In Nevada, legislators this week in Carson City mouth reasonable words in public but, for the most part, keep doing what their counterparts on the national stage do in Washington, D.C. Unlike Sir Winston, they run scared and stumble over each other.

Far be it from me to call Nevada officials fanatic, but few of them change their minds (let alone parties) and many harp on subjects until you barf.

Perhaps Nevada political posturing is a microcosm of what goes on in Washington, but refreshing differences crop up in each place. Let’s look at two national players and then return to Nevada.

Sen. Evan Bayh, D-Indiana, just announced he won’t seek a third term. The moderate Democrat cited “brain-dead partisanship” as one reason. He called for Senate reforms and an end to gerrymandering of House districts.

The former governor, who prefers executive to legislative chores, said there are various ways for people to make contributions in business, education, charitable work.

More than a year ago, another mid-continent politician from the other party announced he wouldn’t run for reelection this year.

Sen. Christopher “Kit” Bond, R-Missouri, also was a governor before going to Washington. He had been Missouri’s youngest governor and said he didn’t yearn to become its oldest senator. Bond also said fellow Republicans and the Democrats need to work together for the common good regarding economics, housing, terrorism, etc.
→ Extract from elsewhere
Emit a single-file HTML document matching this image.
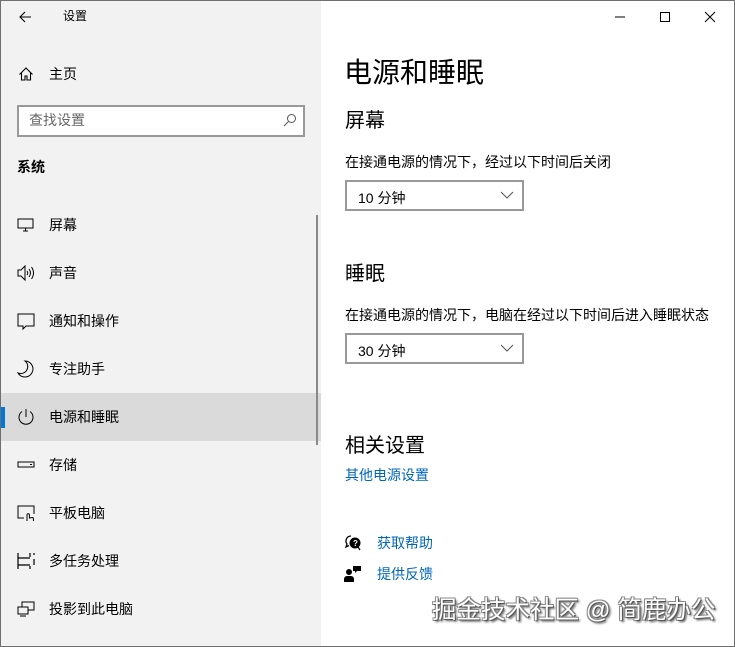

“In a world where enemies are real—the kind who behead others based on their religion—it is important to remember there is a lot of real estate between a political opponent and a true enemy,” Bond said. “Our cause is bigger than ourselves.”

Bayh and Bond represent the great middle, the place of compromise where government gets practical things done on occasion. Soon they won’t be in Congress, a dysfunctional institution growing more so as the middle collapses.

Government gridlock in national and state capitals is neither conservative nor liberal in the classic sense of those terms—it’s just nutty. Nutty, as in: “Doing the same thing over and over and expecting a different result is crazy.”

Perhaps Irish poet William Butler Yeats was prescient about current U.S. politics when long ago he wrote “The Second Coming.” To borrow some pertinent words: “Things fall apart; the center cannot hold; mere anarchy is loosed upon the world” and “The best lack all conviction, while the worst are full of passionate intensity.”

But, taking a broader view, things aren’t actually that bad.

In the year between Bond’s and Bayh’s announcements, I had the privilege to watch a couple of un-elected but longtime stalwarts of the Nevada Legislative Building’s corridors elevate themselves from government-related service to higher callings.

Victoria Riley, solid lobbyist for Citizens for Justice and Nevada Justice Association, was ordained an Episcopal priest last year. Kim Morgan, former legislative staff attorney extraordinaire and an honoree on the Assembly Wall of Distinction, was ordained an Episcopal priest earlier this month in the same church—St. Peter’s of Carson City.

Like Bayh and Bond, they understand service is possible in arenas other than the political world and places where public policies are made. They know, as Sir Winston once put it, “We make a living by what we get; we make a life by what we give.”